I have seen God be so present to me in process. He’s in it with me. With us. And not just on the sidelines, though sometimes He lets us grow and some moments feel like He’s nowhere to be found. I’ve seen Him be an ever-present help in times of troubles in my own life.
As we process more of the text from John, we remember that this was a full letter written from John to anyone who would read it. It didn’t have any numbers or verse markings, though it was very intentionally written to include things like deep poetry and text mirroring.

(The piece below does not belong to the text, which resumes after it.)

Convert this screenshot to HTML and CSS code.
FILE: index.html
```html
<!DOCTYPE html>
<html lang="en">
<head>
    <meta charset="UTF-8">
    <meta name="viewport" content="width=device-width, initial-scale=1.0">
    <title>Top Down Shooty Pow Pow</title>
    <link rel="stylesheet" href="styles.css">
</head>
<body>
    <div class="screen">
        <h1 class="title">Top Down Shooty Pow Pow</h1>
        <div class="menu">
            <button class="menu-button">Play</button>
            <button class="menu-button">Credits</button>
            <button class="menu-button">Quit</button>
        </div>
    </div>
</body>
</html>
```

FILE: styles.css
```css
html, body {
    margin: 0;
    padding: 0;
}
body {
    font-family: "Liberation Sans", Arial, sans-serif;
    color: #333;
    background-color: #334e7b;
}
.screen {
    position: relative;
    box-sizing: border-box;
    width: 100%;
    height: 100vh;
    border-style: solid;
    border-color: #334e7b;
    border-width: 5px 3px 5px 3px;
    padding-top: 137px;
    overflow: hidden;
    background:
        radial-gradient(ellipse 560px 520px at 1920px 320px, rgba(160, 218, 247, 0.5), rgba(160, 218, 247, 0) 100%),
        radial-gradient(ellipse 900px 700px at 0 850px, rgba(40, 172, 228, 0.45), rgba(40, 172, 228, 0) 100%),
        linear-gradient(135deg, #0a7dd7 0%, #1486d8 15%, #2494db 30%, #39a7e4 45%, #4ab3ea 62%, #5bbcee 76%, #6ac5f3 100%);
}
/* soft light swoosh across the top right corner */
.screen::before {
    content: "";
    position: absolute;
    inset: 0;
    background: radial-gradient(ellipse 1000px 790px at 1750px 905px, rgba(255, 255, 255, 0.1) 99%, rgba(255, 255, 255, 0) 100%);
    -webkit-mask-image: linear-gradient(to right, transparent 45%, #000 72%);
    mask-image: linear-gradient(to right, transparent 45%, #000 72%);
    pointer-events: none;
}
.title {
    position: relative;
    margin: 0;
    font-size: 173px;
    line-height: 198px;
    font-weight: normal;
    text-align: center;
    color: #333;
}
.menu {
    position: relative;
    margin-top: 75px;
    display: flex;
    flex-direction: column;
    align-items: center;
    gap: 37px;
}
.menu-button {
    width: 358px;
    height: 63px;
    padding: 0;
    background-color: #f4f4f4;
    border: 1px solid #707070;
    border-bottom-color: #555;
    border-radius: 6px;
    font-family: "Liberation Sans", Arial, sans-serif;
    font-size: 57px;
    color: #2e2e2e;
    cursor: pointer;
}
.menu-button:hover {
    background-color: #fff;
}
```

There is danger in reading the book of John and seeing all of these stories as being independent from one another. None of these chapters we’ve been in are meant to stand alone. As we get toward the end of chapter 2, remember what we’ve read already and keep it in mind: John the Baptist, the first disciples of Jesus, Jesus’ miracle of turning water into wine, and now our conversation on Jesus disrupting the temple at Passover. And there is much greater narrative on the way.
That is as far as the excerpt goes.